» Work instructions
All of the entries must be reproduced exactly, with no images carried over.
[START OF Rows]
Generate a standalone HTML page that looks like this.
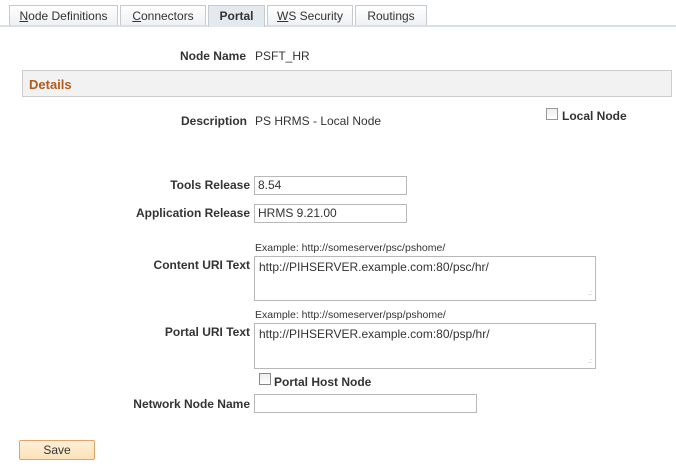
<!DOCTYPE html>
<html><head><style>
body{margin:0;width:676px;height:466px;background:#fff;font-family:"Liberation Sans",Arial,sans-serif;font-size:12px;color:#333;position:relative;overflow:hidden}
.a{position:absolute;white-space:nowrap}
.tab{position:absolute;top:5px;height:20px;border:1px solid #c5cbd2;border-bottom:none;background:linear-gradient(#fff,#eef0f2);box-sizing:border-box;text-align:center;line-height:20px;font-size:12px;color:#333}
.lbl{position:absolute;right:426px;font-weight:bold;color:#333;white-space:nowrap;line-height:14px}
.in{position:absolute;border:1px solid #b8b8b8;box-sizing:border-box;background:#fff;padding:2px 3px;line-height:13px}
.ex{position:absolute;left:255px;font-size:10.5px;color:#333}
.cb{position:absolute;width:12px;height:12px;border:1px solid #999;background:linear-gradient(#eee,#fff);box-sizing:border-box}
.grip{position:absolute;right:3px;bottom:3px;font-size:7px;color:#999;line-height:6px}
</style></head><body>
<div class="a" style="left:0;top:25px;width:676px;height:2px;background:#d7dfe7"></div>
<div class="tab" style="left:9px;width:109px"><u>N</u>ode Definitions</div>
<div class="tab" style="left:120px;width:86px"><u>C</u>onnectors</div>
<div class="tab" style="left:208px;width:57px;height:22px;background:#e4e9ee;font-weight:bold;line-height:20px">Portal</div>
<div class="tab" style="left:267px;width:86px"><u>W</u>S Security</div>
<div class="tab" style="left:355px;width:72px">Routings</div>

<div class="lbl" style="top:49px;right:430px">Node Name</div>
<div class="a" style="left:255px;top:49px">PSFT_HR</div>

<div class="a" style="left:22px;top:70px;width:650px;height:27px;background:#f2f2f2;border:1px solid #ccc;box-sizing:border-box"></div>
<div class="a" style="left:29px;top:77px;font-weight:bold;color:#b35c1e;font-size:13px">Details</div>

<div class="lbl" style="top:114px;right:429px">Description</div>
<div class="a" style="left:255px;top:114px">PS HRMS - Local Node</div>
<div class="cb" style="left:546px;top:108px"></div>
<div class="a" style="left:562px;top:109px;font-weight:bold">Local Node</div>

<div class="lbl" style="top:178px">Tools Release</div>
<div class="in" style="left:254px;top:176px;width:153px;height:19px">8.54</div>
<div class="lbl" style="top:206px">Application Release</div>
<div class="in" style="left:254px;top:204px;width:153px;height:19px">HRMS 9.21.00</div>

<div class="ex" style="top:242px">Example: http://someserver/psc/pshome/</div>
<div class="lbl" style="top:258px">Content URI Text</div>
<div class="in" style="left:254px;top:256px;width:342px;height:45px;padding:4px">http://PIHSERVER.example.com:80/psc/hr/<div class="grip">.:</div></div>

<div class="ex" style="top:309px">Example: http://someserver/psp/pshome/</div>
<div class="lbl" style="top:325px">Portal URI Text</div>
<div class="in" style="left:254px;top:323px;width:342px;height:46px;padding:4px">http://PIHSERVER.example.com:80/psp/hr/<div class="grip">.:</div></div>

<div class="cb" style="left:259px;top:373px;border-color:#888"></div>
<div class="a" style="left:274px;top:375px;font-weight:bold">Portal Host Node</div>

<div class="lbl" style="top:397px">Network Node Name</div>
<div class="in" style="left:254px;top:394px;width:223px;height:19px"></div>

<div class="a" style="left:19px;top:440px;width:76px;height:20px;box-sizing:border-box;border:1px solid #e0a467;border-radius:2px;background:linear-gradient(#fdf0d8,#fbe2b8);text-align:center;line-height:18px;color:#333">Save</div>
</body></html>
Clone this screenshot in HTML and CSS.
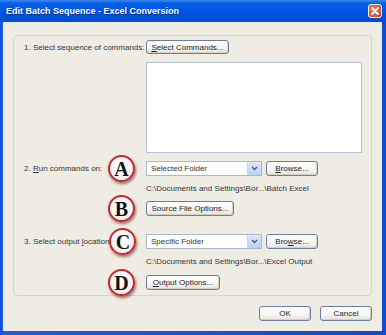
[END OF Rows]
» Correct output
Generate a standalone HTML page that looks like this.
<!DOCTYPE html>
<html><head><style>
body{margin:0;width:676px;height:466px;background:#fff;font-family:"Liberation Sans",Arial,sans-serif;font-size:12px;color:#333;position:relative;overflow:hidden}
.a{position:absolute;white-space:nowrap}
.tab{position:absolute;top:5px;height:20px;border:1px solid #c5cbd2;border-bottom:none;background:linear-gradient(#fff,#eef0f2);box-sizing:border-box;text-align:center;line-height:20px;font-size:12px;color:#333}
.lbl{position:absolute;right:426px;font-weight:bold;color:#333;white-space:nowrap;line-height:14px}
.in{position:absolute;border:1px solid #b8b8b8;box-sizing:border-box;background:#fff;padding:2px 3px;line-height:13px}
.ex{position:absolute;left:255px;font-size:10.5px;color:#333}
.cb{position:absolute;width:12px;height:12px;border:1px solid #999;background:linear-gradient(#eee,#fff);box-sizing:border-box}
.grip{position:absolute;right:3px;bottom:3px;font-size:7px;color:#999;line-height:6px}
</style></head><body>
<div class="a" style="left:0;top:25px;width:676px;height:2px;background:#d7dfe7"></div>
<div class="tab" style="left:9px;width:109px"><u>N</u>ode Definitions</div>
<div class="tab" style="left:120px;width:86px"><u>C</u>onnectors</div>
<div class="tab" style="left:208px;width:57px;height:22px;background:#e4e9ee;font-weight:bold;line-height:20px">Portal</div>
<div class="tab" style="left:267px;width:86px"><u>W</u>S Security</div>
<div class="tab" style="left:355px;width:72px">Routings</div>

<div class="lbl" style="top:49px;right:430px">Node Name</div>
<div class="a" style="left:255px;top:49px">PSFT_HR</div>

<div class="a" style="left:22px;top:70px;width:650px;height:27px;background:#f2f2f2;border:1px solid #ccc;box-sizing:border-box"></div>
<div class="a" style="left:29px;top:77px;font-weight:bold;color:#b35c1e;font-size:13px">Details</div>

<div class="lbl" style="top:114px;right:429px">Description</div>
<div class="a" style="left:255px;top:114px">PS HRMS - Local Node</div>
<div class="cb" style="left:546px;top:108px"></div>
<div class="a" style="left:562px;top:109px;font-weight:bold">Local Node</div>

<div class="lbl" style="top:178px">Tools Release</div>
<div class="in" style="left:254px;top:176px;width:153px;height:19px">8.54</div>
<div class="lbl" style="top:206px">Application Release</div>
<div class="in" style="left:254px;top:204px;width:153px;height:19px">HRMS 9.21.00</div>

<div class="ex" style="top:242px">Example: http://someserver/psc/pshome/</div>
<div class="lbl" style="top:258px">Content URI Text</div>
<div class="in" style="left:254px;top:256px;width:342px;height:45px;padding:4px">http://PIHSERVER.example.com:80/psc/hr/<div class="grip">.:</div></div>

<div class="ex" style="top:309px">Example: http://someserver/psp/pshome/</div>
<div class="lbl" style="top:325px">Portal URI Text</div>
<div class="in" style="left:254px;top:323px;width:342px;height:46px;padding:4px">http://PIHSERVER.example.com:80/psp/hr/<div class="grip">.:</div></div>

<div class="cb" style="left:259px;top:373px;border-color:#888"></div>
<div class="a" style="left:274px;top:375px;font-weight:bold">Portal Host Node</div>

<div class="lbl" style="top:397px">Network Node Name</div>
<div class="in" style="left:254px;top:394px;width:223px;height:19px"></div>

<div class="a" style="left:19px;top:440px;width:76px;height:20px;box-sizing:border-box;border:1px solid #e0a467;border-radius:2px;background:linear-gradient(#fdf0d8,#fbe2b8);text-align:center;line-height:18px;color:#333">Save</div>
</body></html>
Clone this screenshot in HTML and CSS.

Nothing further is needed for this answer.